Individual presentation
De-gendering the “Chairman’s Chadar”: The Rapidly Growing Symbol of Resistance and Solidarity among Baloch
Abdul Raheem
Department of Anthropology Quaid-I-Azam University Islamabad
ORCID ID: https://orcid.org/0009-0000-5870-8042
Bebagr Sattar
Department of Anthropology, Quaid-I-Azam University Islamabad
This paper explores the “Chairman’s Chadar’s” (covering veil) evolving symbolism as a material and performative act of resistance within the Baloch struggle for justice and visibility. Investigating its journey from the shoulders of Martyr Ghulam Muhammad to its contemporary use by Dr. Mahrang Baloch and fellow political and human rights activists. Chadar is analyzed as a fabric transformed into symbol of unity, memory into resistance, and tradition into revolution. This Chadar, beyond a marker of cultural identity functions as embodied dissent, uniting diverse Baloch communities across borders against state oppression, gendered silencing and cultural erasure. Using Diana Tylor’s concept of the repertoire and Judith Butler’s theory of performative assembly, the research argues that Chadar functions as a visible demand to the “right to appear”, transmitting collective memory through protest and everyday practices. It refashioned from a male-oriented symbol of dignity into a de-gendered voice of dissent has empowered women political and human rights activists entering public political spaces without abandoning cultural modesty, thereby contesting tribal and patriarchal restrictions. The Chairman’s Chadar among Baloch has emerged universally identified emblem of peaceful resistance, emotional collectivity and intergenerational continuity embodies rebellion, remembrance and collective mourning intertwined into pride.

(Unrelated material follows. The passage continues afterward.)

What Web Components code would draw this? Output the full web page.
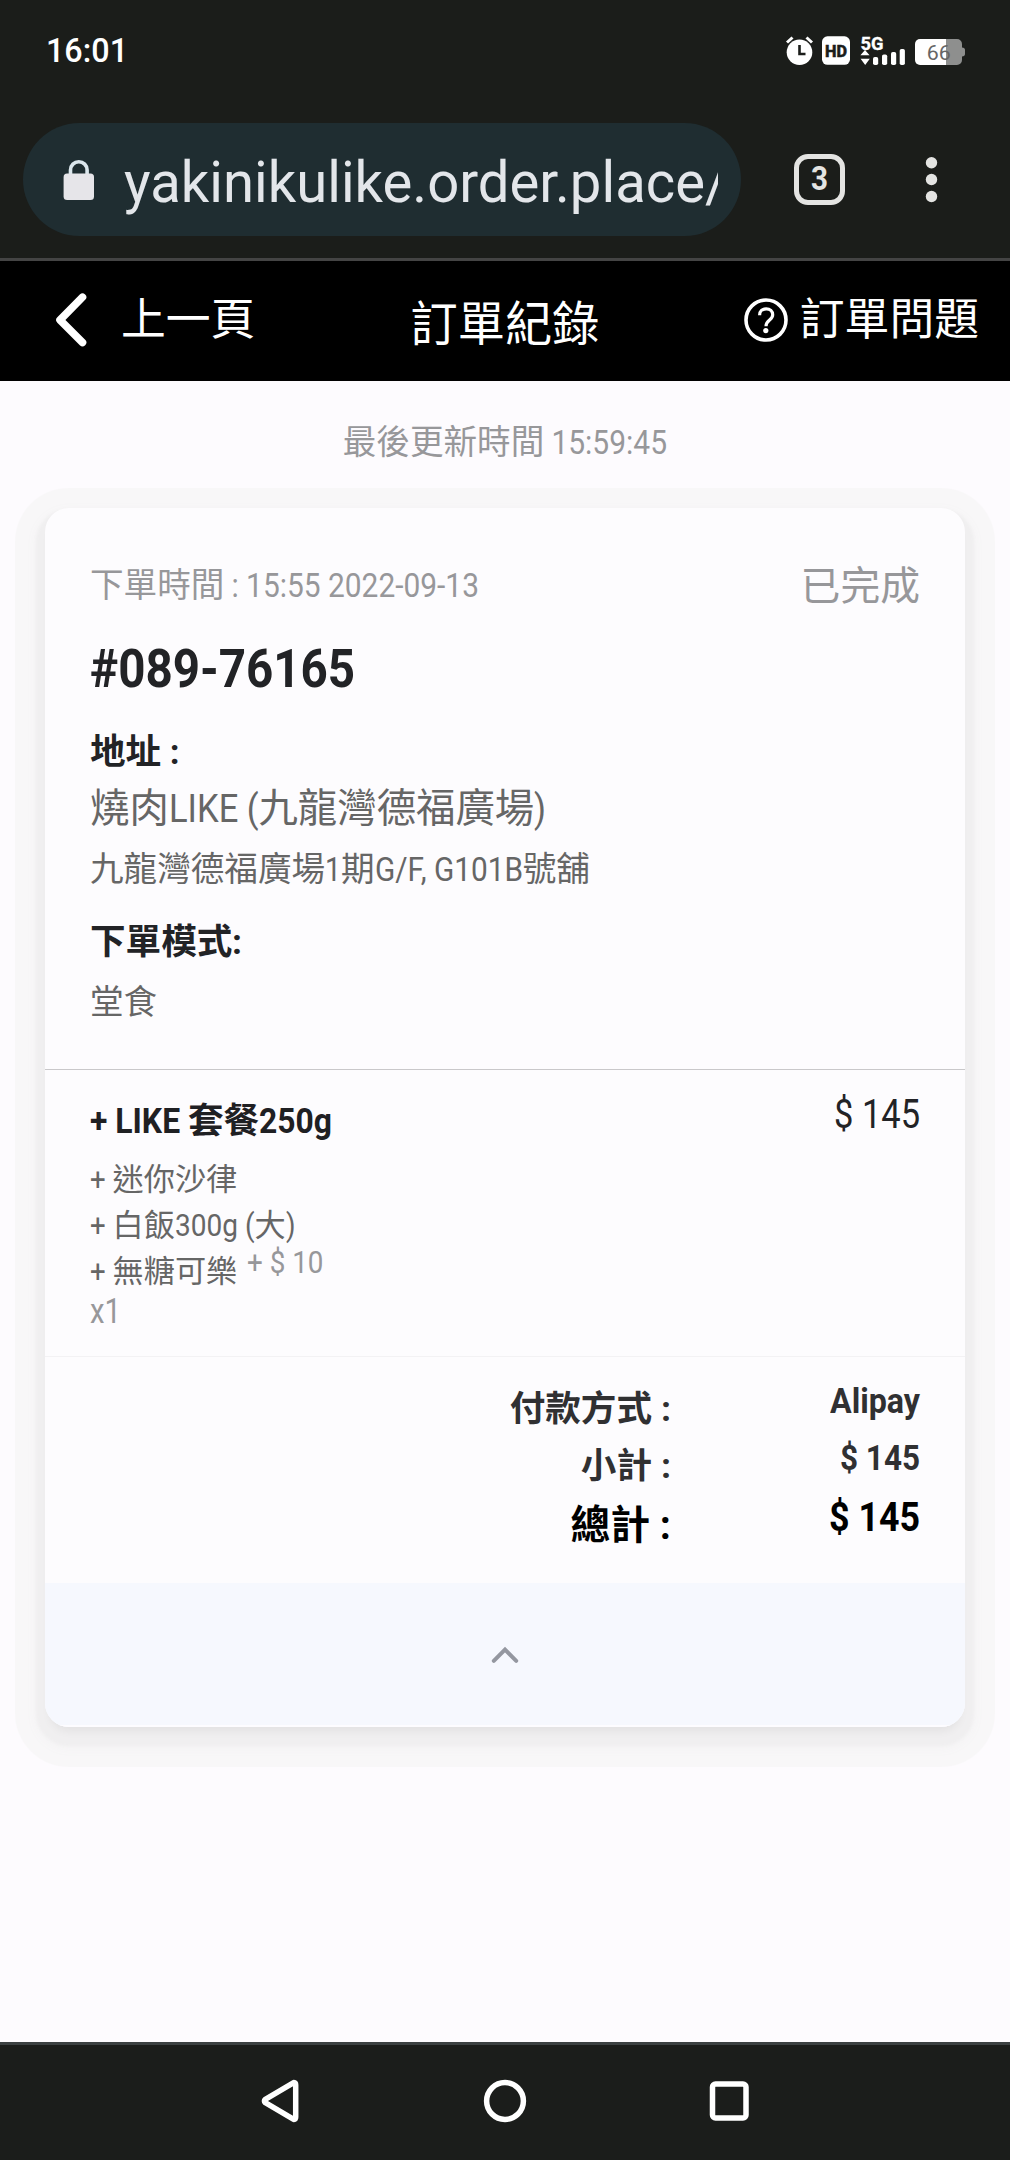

This paper adopts a qualitative, ethnographic and case study approach investigating Chairman’s Chadar how it functions as a symbol of resistance. Further it includes participant observation, pictorial presentation and in-depth interviews to analyze the performative practices and spatial interventions analyzed the narratives, symbolic meanings and language attached to these sartorial acts of political and human rights activists. By ensuring methodological rigor, thematic coding was used for recognizing patterns across cases and enabled systematic study of affective, symbolic, performative impact, materiality and visibility.